Saturday is decision day for House Republicans. A week ago, they sent a continuing resolution to the Senate that included a provision to defund Obamacare. Now, they've received the resolution back, minus the Obamacare provision. So what do they do? Do they attach some new measure to the resolution and send it back to the Senate -- with the hours ticking away before a possible government shutdown? Or do they drop efforts to defund, delay, or amend Obamacare and simply pass the "clean" continuing resolution before them?

When asked whether the House would pass the "clean" resolution -- a path rejected by the most conservative House Republicans -- Speaker John Boehner has said, "I don't see that happening." But there is a possibility Boehner will end up doing just that. Here is the situation he faces.

There is a lot of fear of a shutdown. The further we try to push the leadership, if they don't think that's realistic, it makes them more likely to do a clean CR.

The House Republicans who pushed hardest to attach a measure defunding Obamacare to the first continuing resolution now say they will accept replacing it with a measure to delay and defund Obamacare for a year. They say they will reject smaller measures, like repealing Obamacare's medical device tax or the Vitter Amendment, which forces Congress to purchase health coverage on the Obamacare exchanges without special subsidies. Those are worthy goals, the conservatives say, but apply to relatively small groups of people, while the conservatives are trying to spare millions of Americans from the mandates and burdens of Obamacare.

House members in the conservative faction say they have about 80 votes to support their position.
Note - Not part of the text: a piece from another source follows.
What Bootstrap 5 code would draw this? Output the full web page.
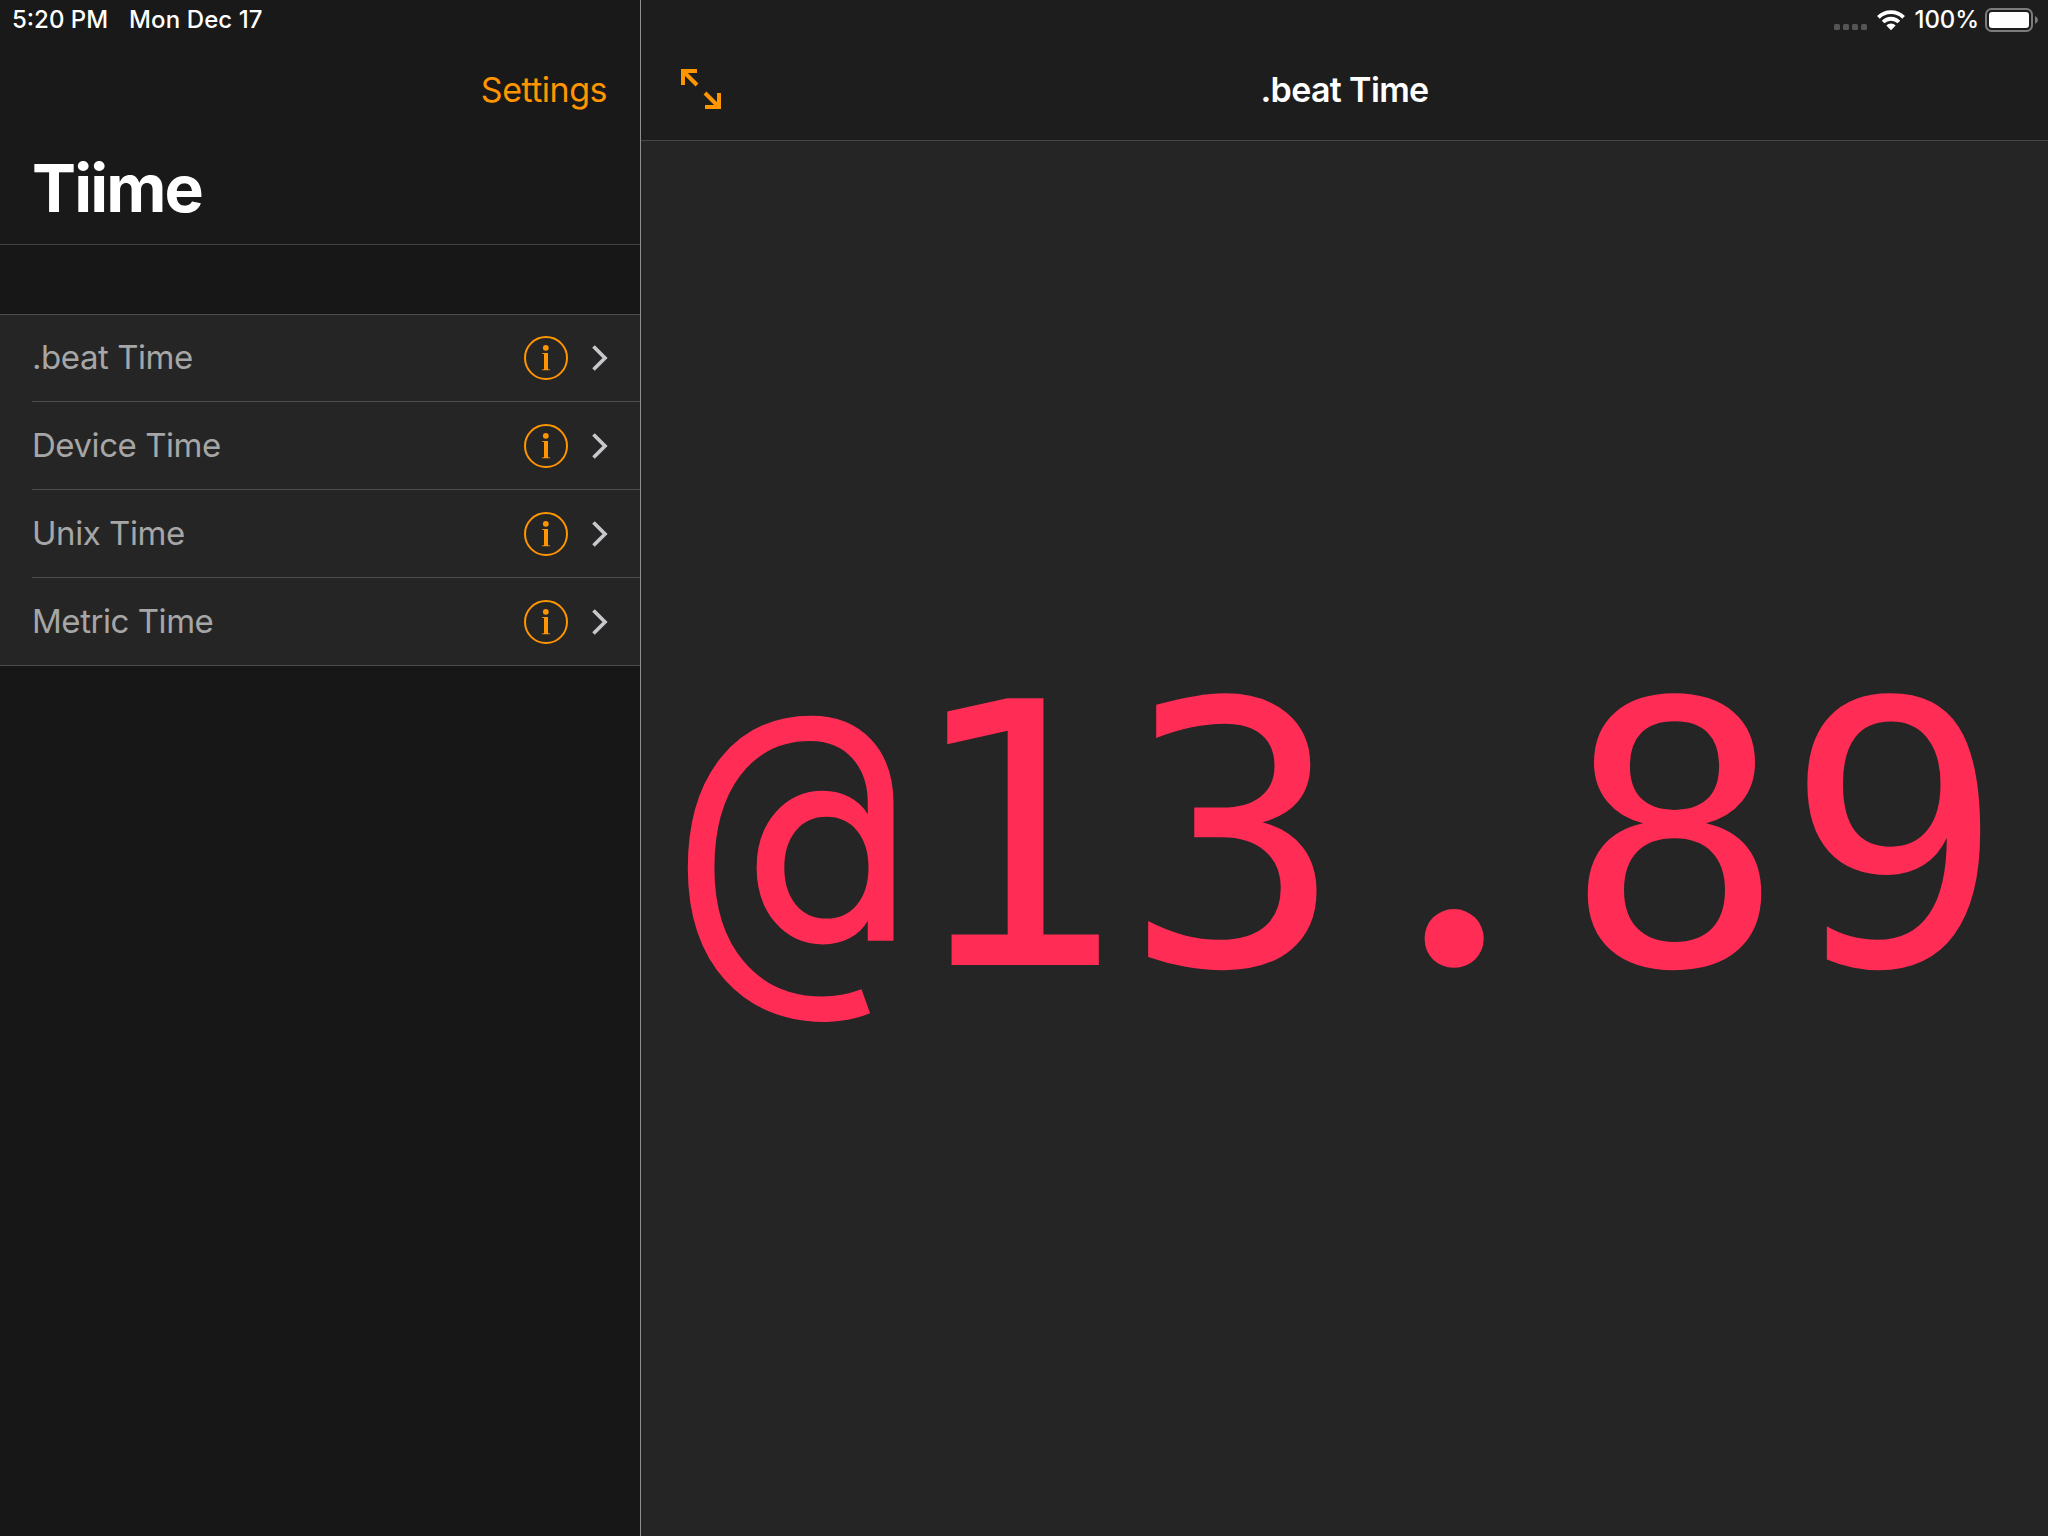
<!DOCTYPE html>
<html lang="en" data-bs-theme="dark">
<head>
<meta charset="utf-8">
<title>Tiime</title>
<link href="https://cdn.jsdelivr.net/npm/bootstrap@5.3.0/dist/css/bootstrap.min.css" rel="stylesheet">
<style>
html,body{height:100%}
body{font-family:Inter,"Liberation Sans",sans-serif;background:#171717;color:#fff;overflow:hidden;-webkit-font-smoothing:antialiased}
.sidebar{width:641px;border-right:1px solid #8e8e93;background:#171717}
.side-head{height:245px;background:#191919;border-bottom:1px solid #414141}
.statusbar{height:40px;font-size:24px;line-height:40px;font-weight:450}
.side-status{padding-left:12px;gap:21px}
.clock{letter-spacing:0}
.date{letter-spacing:.1px}
.tint{color:#ff9500}
.toolbar-line{height:100px;line-height:100px;font-size:34px}
.side-tools{padding-right:33px}
.settings{letter-spacing:-.5px}
.app-title{font-size:66px;line-height:96px;font-weight:700;letter-spacing:-1.9px;padding-left:32px;margin:0}
.zones{margin-top:69px;background:#252525;border-top:1px solid #4d4d4d;border-bottom:1px solid #4d4d4d}
.zone{height:88px;padding-left:32px}
.zone:first-child{height:87px}
.zone:last-child .zone-in{border-bottom:0}
.zone:last-child{height:87px}
.zone-in{border-bottom:1px solid #4d4d4d;color:#a6a6a6;font-size:33px;padding-right:32px}
.zone-name{letter-spacing:-.45px}
.nav-main{height:141px;background:#1d1d1d;border-bottom:1px solid #474747}
.main-status{padding-right:9px}
.pct{margin-left:10px;letter-spacing:-.1px}
.battery{margin-left:6px}
.nav-title{font-weight:600;letter-spacing:-.65px}
.stage{background:#252525;padding-bottom:8px;padding-right:1px}
.readout{font-family:"DejaVu Sans Mono",monospace;font-size:366px;line-height:426px;color:#ff2d55;white-space:nowrap}
.dot{display:inline-block;width:220.300px;text-align:center;font-family:Lato,sans-serif;font-weight:700;font-size:390px;line-height:1}
svg{display:block;flex:none}
</style>
</head>
<body class="d-flex">
<aside class="sidebar flex-shrink-0 vh-100">
  <header class="side-head">
    <div class="statusbar side-status d-flex"><span class="clock">5:20 PM</span><span class="date">Mon Dec 17</span></div>
    <div class="toolbar-line side-tools d-flex justify-content-end"><span class="tint settings">Settings</span></div>
    <h1 class="app-title">Tiime</h1>
  </header>
  <svg width="0" height="0" class="position-absolute">
    <symbol id="info" viewBox="0 0 44 44"><circle cx="22" cy="22" r="21" fill="none" stroke="#ff9500" stroke-width="2"/><circle cx="21.800" cy="11.800" r="2.900" fill="#ff9500"/><path d="M18 17h6v16.200l2 .3v.8h-8v-.8l2-.3V18.100l-2-.3z" fill="#ff9500"/></symbol>
    <symbol id="chev" viewBox="0 0 16 26"><path d="M1.500 1.500 13 13 1.500 24.500" fill="none" stroke="#c7c7cc" stroke-width="3.700"/></symbol>
  </svg>
  <div class="zones">
    <div class="zone"><div class="zone-in h-100 d-flex align-items-center"><span class="zone-name me-auto">.beat Time</span><svg width="44" height="44"><use href="#info"/></svg><svg class="ms-4" width="16" height="26"><use href="#chev"/></svg></div></div>
    <div class="zone"><div class="zone-in h-100 d-flex align-items-center"><span class="zone-name me-auto">Device Time</span><svg width="44" height="44"><use href="#info"/></svg><svg class="ms-4" width="16" height="26"><use href="#chev"/></svg></div></div>
    <div class="zone"><div class="zone-in h-100 d-flex align-items-center"><span class="zone-name me-auto">Unix Time</span><svg width="44" height="44"><use href="#info"/></svg><svg class="ms-4" width="16" height="26"><use href="#chev"/></svg></div></div>
    <div class="zone"><div class="zone-in h-100 d-flex align-items-center"><span class="zone-name me-auto">Metric Time</span><svg width="44" height="44"><use href="#info"/></svg><svg class="ms-4" width="16" height="26"><use href="#chev"/></svg></div></div>
  </div>
</aside>
<main class="d-flex flex-column flex-grow-1 vh-100">
  <header class="nav-main">
    <div class="statusbar main-status d-flex justify-content-end">
      <svg width="44" height="40" viewBox="0 0 44 40" fill="#555"><rect x="1" y="24" width="6" height="6" rx="1.500"/><rect x="10" y="24" width="6" height="6" rx="1.500"/><rect x="19" y="24" width="6" height="6" rx="1.500"/><rect x="28" y="24" width="6" height="6" rx="1.500"/></svg>
      <svg width="28" height="40" viewBox="0 0 28 40"><g fill="none" stroke="#fff" stroke-width="3.800"><path d="M1.400 17.300a17.900 17.900 0 0 1 25.200 0"/><path d="M6.100 22a11.200 11.200 0 0 1 15.800 0"/></g><path d="M9.300 25.500a6.700 6.700 0 0 1 9.400 0L14 30.200z" fill="#fff"/></svg>
      <span class="pct">100%</span>
      <svg class="battery" width="54" height="40" viewBox="0 0 54 40"><rect x="1" y="9" width="46" height="22" rx="5.500" fill="none" stroke="#7c7c7c" stroke-width="2"/><rect x="4" y="12" width="40" height="16" rx="3" fill="#fff"/><path d="M50 16q3 1.500 3 4t-3 4z" fill="#7c7c7c"/></svg>
    </div>
    <div class="toolbar-line d-flex position-relative justify-content-center">
      <svg class="position-absolute start-0" width="80" height="100" viewBox="641 40 80 100"><g fill="none" stroke="#ff9500" stroke-width="4"><path d="M697 71H683V85M683 71 697 85"/><path d="M705 107H719V93M719 107 705 93"/></g></svg>
      <span class="nav-title">.beat Time</span>
    </div>
  </header>
  <section class="stage flex-grow-1 d-flex align-items-center justify-content-center">
    <div class="readout">@13<span class="dot">.</span>89</div>
  </section>
</main>
<script src="https://cdn.jsdelivr.net/npm/bootstrap@5.3.0/dist/js/bootstrap.bundle.min.js"></script>
</body>
</html>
But there are 233 Republicans in the House. What about the other 153? It could be that most of them would like to see some sort of Obamacare measure attached to the new continuing resolution -- either the one-year delay/defund measure or one of the smaller proposals -- but they are more concerned about the possibility of a government shutdown. "I definitely don't want a clean CR," says a House conservative. "But you very well could have a majority of our conference who say, 'Look, let's just get the CR off the table.' There is a lot of fear of a shutdown. The further we try to push the leadership, if they don't think that's realistic, it makes them more likely to do a clean CR."

So does Boehner go with the 80, or with the 150? If in fact there are anywhere near 150 Republican votes to (reluctantly) go ahead with a "clean" CR, then Boehner would have the support of the majority of the majority in choosing that path. He would also guarantee a lot of Democratic support, plus passage in the Senate -- and no government shutdown.

If Boehner chooses the one-year delay/defund route, he'll have the support of the 80 House conservatives, and perhaps the rest of the House GOP conference will go along. But he'll have the support of a small minority of House Democrats, plus the virtual guarantee of failure in the Senate -- and a likely shutdown.

If Boehner chooses the smaller measures, the medical device tax repeal, the Vitter Amendment, or both, he will likely have the support of a majority of the House GOP conference and some House Democrats. Prospects in the Senate are not clear; a majority of Democrats supports repeal of the medical device tax, but Senate Majority Leader Harry Reid has said he will not accept its inclusion in the CR. What would happen with the Vitter Amendment is not clear either, but in the past Reid has fought like a tiger to prevent any vote on it. Given that, and with time passing, the smaller-measure route carries the real danger of a shutdown.

That leaves the clean CR. It would work, it could be done quickly, and it might well have the support of the majority of the House Republican conference, not to mention Democrats. But it would certainly set off a revolt among House conservatives, probably including threats to Boehner's speakership. That is Boehner's choice on Saturday.